§ DATA LINES:
################
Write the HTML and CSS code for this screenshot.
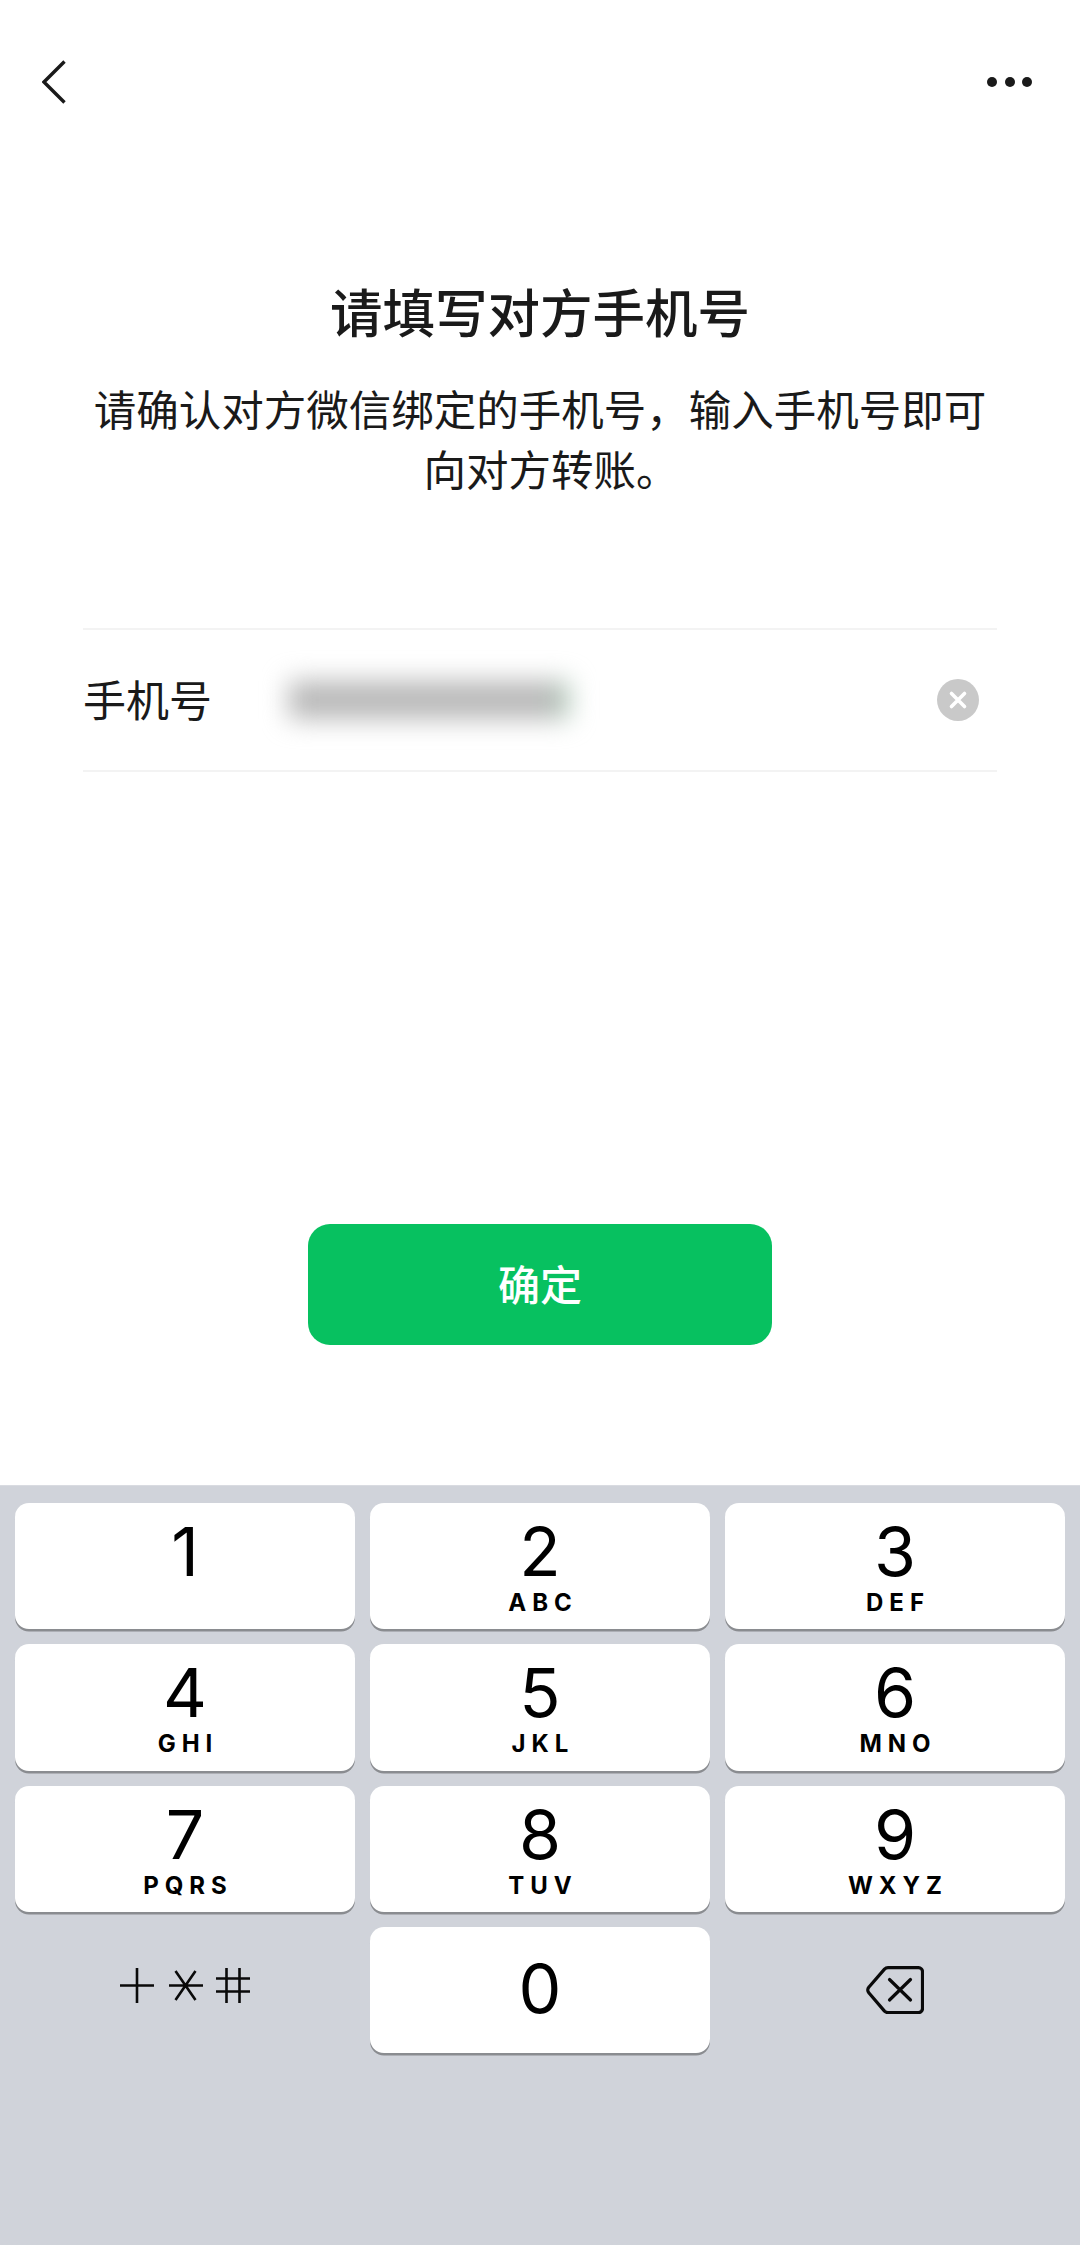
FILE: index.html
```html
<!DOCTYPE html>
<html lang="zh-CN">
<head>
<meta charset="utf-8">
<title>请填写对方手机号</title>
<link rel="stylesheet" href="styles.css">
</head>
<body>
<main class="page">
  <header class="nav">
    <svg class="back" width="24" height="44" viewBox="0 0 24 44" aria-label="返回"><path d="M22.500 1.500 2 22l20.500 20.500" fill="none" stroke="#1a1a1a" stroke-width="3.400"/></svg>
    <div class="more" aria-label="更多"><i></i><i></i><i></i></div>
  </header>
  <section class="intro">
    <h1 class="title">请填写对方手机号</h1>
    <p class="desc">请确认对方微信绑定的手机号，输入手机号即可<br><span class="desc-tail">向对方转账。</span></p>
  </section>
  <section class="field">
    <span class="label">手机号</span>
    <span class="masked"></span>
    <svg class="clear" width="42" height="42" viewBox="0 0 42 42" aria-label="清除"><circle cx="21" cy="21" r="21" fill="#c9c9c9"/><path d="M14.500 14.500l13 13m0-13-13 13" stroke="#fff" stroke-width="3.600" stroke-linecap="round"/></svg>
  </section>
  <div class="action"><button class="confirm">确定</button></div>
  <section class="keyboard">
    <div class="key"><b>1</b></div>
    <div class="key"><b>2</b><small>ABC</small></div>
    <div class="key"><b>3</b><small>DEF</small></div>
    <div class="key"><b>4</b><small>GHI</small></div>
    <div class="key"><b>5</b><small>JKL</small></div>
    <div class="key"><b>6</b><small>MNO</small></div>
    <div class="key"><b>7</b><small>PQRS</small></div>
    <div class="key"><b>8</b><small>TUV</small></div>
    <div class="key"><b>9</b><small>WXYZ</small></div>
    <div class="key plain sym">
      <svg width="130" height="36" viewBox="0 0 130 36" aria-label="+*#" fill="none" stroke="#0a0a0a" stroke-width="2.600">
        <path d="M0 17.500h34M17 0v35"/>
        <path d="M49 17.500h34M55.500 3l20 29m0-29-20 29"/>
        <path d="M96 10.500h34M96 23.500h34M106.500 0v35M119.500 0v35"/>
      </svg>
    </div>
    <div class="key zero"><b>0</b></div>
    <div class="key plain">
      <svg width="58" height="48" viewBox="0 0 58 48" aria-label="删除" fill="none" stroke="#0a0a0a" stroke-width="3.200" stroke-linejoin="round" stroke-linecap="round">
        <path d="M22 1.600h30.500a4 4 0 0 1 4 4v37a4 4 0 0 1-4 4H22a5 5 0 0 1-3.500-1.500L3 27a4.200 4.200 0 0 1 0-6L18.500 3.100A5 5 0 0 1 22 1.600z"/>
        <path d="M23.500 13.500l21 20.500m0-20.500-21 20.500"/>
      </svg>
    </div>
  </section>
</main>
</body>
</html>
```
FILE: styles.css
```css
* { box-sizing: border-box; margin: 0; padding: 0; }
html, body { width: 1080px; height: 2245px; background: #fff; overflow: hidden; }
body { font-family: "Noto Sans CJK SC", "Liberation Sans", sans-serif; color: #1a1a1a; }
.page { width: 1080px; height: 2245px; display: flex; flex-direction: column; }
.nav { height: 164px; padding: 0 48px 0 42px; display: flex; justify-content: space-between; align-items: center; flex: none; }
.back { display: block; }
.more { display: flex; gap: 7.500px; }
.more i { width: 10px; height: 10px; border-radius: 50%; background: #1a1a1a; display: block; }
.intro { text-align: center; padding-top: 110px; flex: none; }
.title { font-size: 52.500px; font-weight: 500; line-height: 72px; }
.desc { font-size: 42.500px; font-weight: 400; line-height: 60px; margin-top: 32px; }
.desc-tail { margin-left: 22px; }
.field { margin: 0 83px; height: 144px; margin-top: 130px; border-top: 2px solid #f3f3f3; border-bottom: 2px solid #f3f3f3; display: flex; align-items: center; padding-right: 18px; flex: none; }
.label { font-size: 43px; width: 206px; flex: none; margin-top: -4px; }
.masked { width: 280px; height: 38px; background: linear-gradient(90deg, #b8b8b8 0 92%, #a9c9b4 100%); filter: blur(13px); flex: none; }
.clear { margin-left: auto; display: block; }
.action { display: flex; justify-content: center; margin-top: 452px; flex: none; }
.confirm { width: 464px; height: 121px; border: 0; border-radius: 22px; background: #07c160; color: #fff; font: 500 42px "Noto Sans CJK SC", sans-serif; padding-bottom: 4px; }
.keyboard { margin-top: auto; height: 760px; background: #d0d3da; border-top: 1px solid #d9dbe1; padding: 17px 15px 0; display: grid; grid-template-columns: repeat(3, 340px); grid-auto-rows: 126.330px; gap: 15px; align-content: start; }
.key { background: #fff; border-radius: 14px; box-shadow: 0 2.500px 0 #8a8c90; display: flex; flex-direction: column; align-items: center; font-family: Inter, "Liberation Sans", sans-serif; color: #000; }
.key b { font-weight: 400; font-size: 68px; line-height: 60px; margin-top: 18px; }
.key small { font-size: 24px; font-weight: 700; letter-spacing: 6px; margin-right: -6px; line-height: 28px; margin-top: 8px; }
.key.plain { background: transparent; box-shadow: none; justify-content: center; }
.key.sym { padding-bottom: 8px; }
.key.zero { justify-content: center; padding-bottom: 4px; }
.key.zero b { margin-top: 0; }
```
################
§ TASK STATEMENT:
Reproduce the material above in full, exactly, with no images.

§ FINISHED TASK:
Write the HTML and CSS code for this screenshot.
FILE: index.html
```html
<!DOCTYPE html>
<html lang="zh-CN">
<head>
<meta charset="utf-8">
<title>请填写对方手机号</title>
<link rel="stylesheet" href="styles.css">
</head>
<body>
<main class="page">
  <header class="nav">
    <svg class="back" width="24" height="44" viewBox="0 0 24 44" aria-label="返回"><path d="M22.500 1.500 2 22l20.500 20.500" fill="none" stroke="#1a1a1a" stroke-width="3.400"/></svg>
    <div class="more" aria-label="更多"><i></i><i></i><i></i></div>
  </header>
  <section class="intro">
    <h1 class="title">请填写对方手机号</h1>
    <p class="desc">请确认对方微信绑定的手机号，输入手机号即可<br><span class="desc-tail">向对方转账。</span></p>
  </section>
  <section class="field">
    <span class="label">手机号</span>
    <span class="masked"></span>
    <svg class="clear" width="42" height="42" viewBox="0 0 42 42" aria-label="清除"><circle cx="21" cy="21" r="21" fill="#c9c9c9"/><path d="M14.500 14.500l13 13m0-13-13 13" stroke="#fff" stroke-width="3.600" stroke-linecap="round"/></svg>
  </section>
  <div class="action"><button class="confirm">确定</button></div>
  <section class="keyboard">
    <div class="key"><b>1</b></div>
    <div class="key"><b>2</b><small>ABC</small></div>
    <div class="key"><b>3</b><small>DEF</small></div>
    <div class="key"><b>4</b><small>GHI</small></div>
    <div class="key"><b>5</b><small>JKL</small></div>
    <div class="key"><b>6</b><small>MNO</small></div>
    <div class="key"><b>7</b><small>PQRS</small></div>
    <div class="key"><b>8</b><small>TUV</small></div>
    <div class="key"><b>9</b><small>WXYZ</small></div>
    <div class="key plain sym">
      <svg width="130" height="36" viewBox="0 0 130 36" aria-label="+*#" fill="none" stroke="#0a0a0a" stroke-width="2.600">
        <path d="M0 17.500h34M17 0v35"/>
        <path d="M49 17.500h34M55.500 3l20 29m0-29-20 29"/>
        <path d="M96 10.500h34M96 23.500h34M106.500 0v35M119.500 0v35"/>
      </svg>
    </div>
    <div class="key zero"><b>0</b></div>
    <div class="key plain">
      <svg width="58" height="48" viewBox="0 0 58 48" aria-label="删除" fill="none" stroke="#0a0a0a" stroke-width="3.200" stroke-linejoin="round" stroke-linecap="round">
        <path d="M22 1.600h30.500a4 4 0 0 1 4 4v37a4 4 0 0 1-4 4H22a5 5 0 0 1-3.500-1.500L3 27a4.200 4.200 0 0 1 0-6L18.500 3.100A5 5 0 0 1 22 1.600z"/>
        <path d="M23.500 13.500l21 20.500m0-20.500-21 20.500"/>
      </svg>
    </div>
  </section>
</main>
</body>
</html>
```
FILE: styles.css
```css
* { box-sizing: border-box; margin: 0; padding: 0; }
html, body { width: 1080px; height: 2245px; background: #fff; overflow: hidden; }
body { font-family: "Noto Sans CJK SC", "Liberation Sans", sans-serif; color: #1a1a1a; }
.page { width: 1080px; height: 2245px; display: flex; flex-direction: column; }
.nav { height: 164px; padding: 0 48px 0 42px; display: flex; justify-content: space-between; align-items: center; flex: none; }
.back { display: block; }
.more { display: flex; gap: 7.500px; }
.more i { width: 10px; height: 10px; border-radius: 50%; background: #1a1a1a; display: block; }
.intro { text-align: center; padding-top: 110px; flex: none; }
.title { font-size: 52.500px; font-weight: 500; line-height: 72px; }
.desc { font-size: 42.500px; font-weight: 400; line-height: 60px; margin-top: 32px; }
.desc-tail { margin-left: 22px; }
.field { margin: 0 83px; height: 144px; margin-top: 130px; border-top: 2px solid #f3f3f3; border-bottom: 2px solid #f3f3f3; display: flex; align-items: center; padding-right: 18px; flex: none; }
.label { font-size: 43px; width: 206px; flex: none; margin-top: -4px; }
.masked { width: 280px; height: 38px; background: linear-gradient(90deg, #b8b8b8 0 92%, #a9c9b4 100%); filter: blur(13px); flex: none; }
.clear { margin-left: auto; display: block; }
.action { display: flex; justify-content: center; margin-top: 452px; flex: none; }
.confirm { width: 464px; height: 121px; border: 0; border-radius: 22px; background: #07c160; color: #fff; font: 500 42px "Noto Sans CJK SC", sans-serif; padding-bottom: 4px; }
.keyboard { margin-top: auto; height: 760px; background: #d0d3da; border-top: 1px solid #d9dbe1; padding: 17px 15px 0; display: grid; grid-template-columns: repeat(3, 340px); grid-auto-rows: 126.330px; gap: 15px; align-content: start; }
.key { background: #fff; border-radius: 14px; box-shadow: 0 2.500px 0 #8a8c90; display: flex; flex-direction: column; align-items: center; font-family: Inter, "Liberation Sans", sans-serif; color: #000; }
.key b { font-weight: 400; font-size: 68px; line-height: 60px; margin-top: 18px; }
.key small { font-size: 24px; font-weight: 700; letter-spacing: 6px; margin-right: -6px; line-height: 28px; margin-top: 8px; }
.key.plain { background: transparent; box-shadow: none; justify-content: center; }
.key.sym { padding-bottom: 8px; }
.key.zero { justify-content: center; padding-bottom: 4px; }
.key.zero b { margin-top: 0; }
```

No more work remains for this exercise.